I feel I should slightly explain here. See, my parents bought two acres with a house and a barn and pasturage and went “We’re farmers now!” They had absolutely no idea what they were doing. And at a certain point along that journey my mom got her hands on a horse. Technically she was half pony half horse so she was this weird middle size.
Fancy belonged to a friend of hers and he showed her how to saddle Fancy. And that was it. That was all we knew about this horse. So my mom brings her home and saddles her and we decide to go for a ride on this new creature in our lives. But Fancy, being the savvy bitch she was, was far too canny for our dumb asses.
Her maiden ride went to my older brother and ended rather abruptly when the saddle slid completely sideways and my brother toppled off her, miraculously unharmed but unwilling to ever try again. This made me like Fancy somewhat, because I hated my brother.
Those familiar with horse trickery would have caught her ruse but Fancy had deliberately held her breath to make the saddle seem tight enough. But in stride she let the breath out, the saddle loosened, and my brother came toppling down. She planned that fuckup.
I was a bit more game, being a dedicated horse girl. I wanted to succeed where my loathsome brother had failed. Keep in mind: none of us had ever ridden. We had no idea what we were doing, and in the only defense I’ll ever make of that hoofed demon it was probably not pleasant to have a human flopping on her back like a sack of potatoes.

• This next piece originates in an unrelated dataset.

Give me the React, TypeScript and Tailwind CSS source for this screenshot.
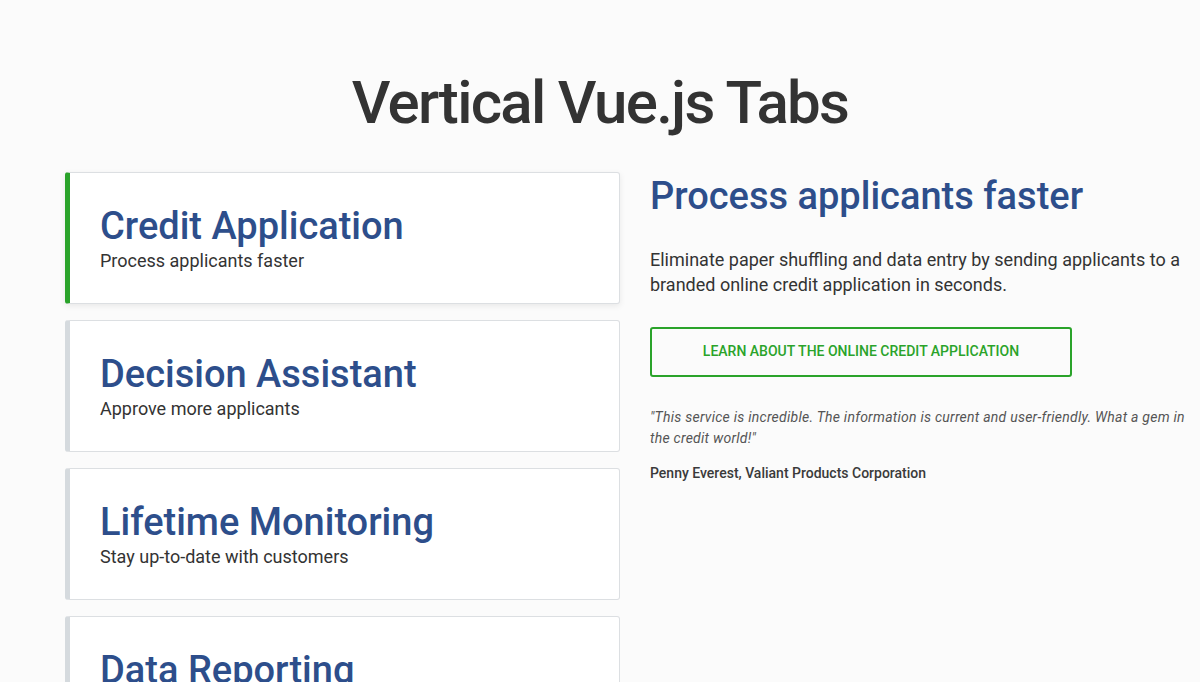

But I paraded around in a circle until she scraped my leg against a fence post. I lasted longer than my brother but had to admit riding an animal radiating malice at you is not comfortable.
We didn’t really ride Fancy much after that. She was a decorative aspect to the fields. Sometimes I’d sit on her bare back while she was eating. Every so often she’d buck me off for assuming familiarity with her.
But Fany's coup de grâce took several months. Most of the pasturage had electric fence running along it to keep the livestock from testing the fences or getting a taste for freedom. My parents were constantly moving fence posts and reallocating land to different purposes which is how one of the major gates ended up with electric fence running over top. During a move the wire got left up from the last border and now it was strung over what should have been an open passage.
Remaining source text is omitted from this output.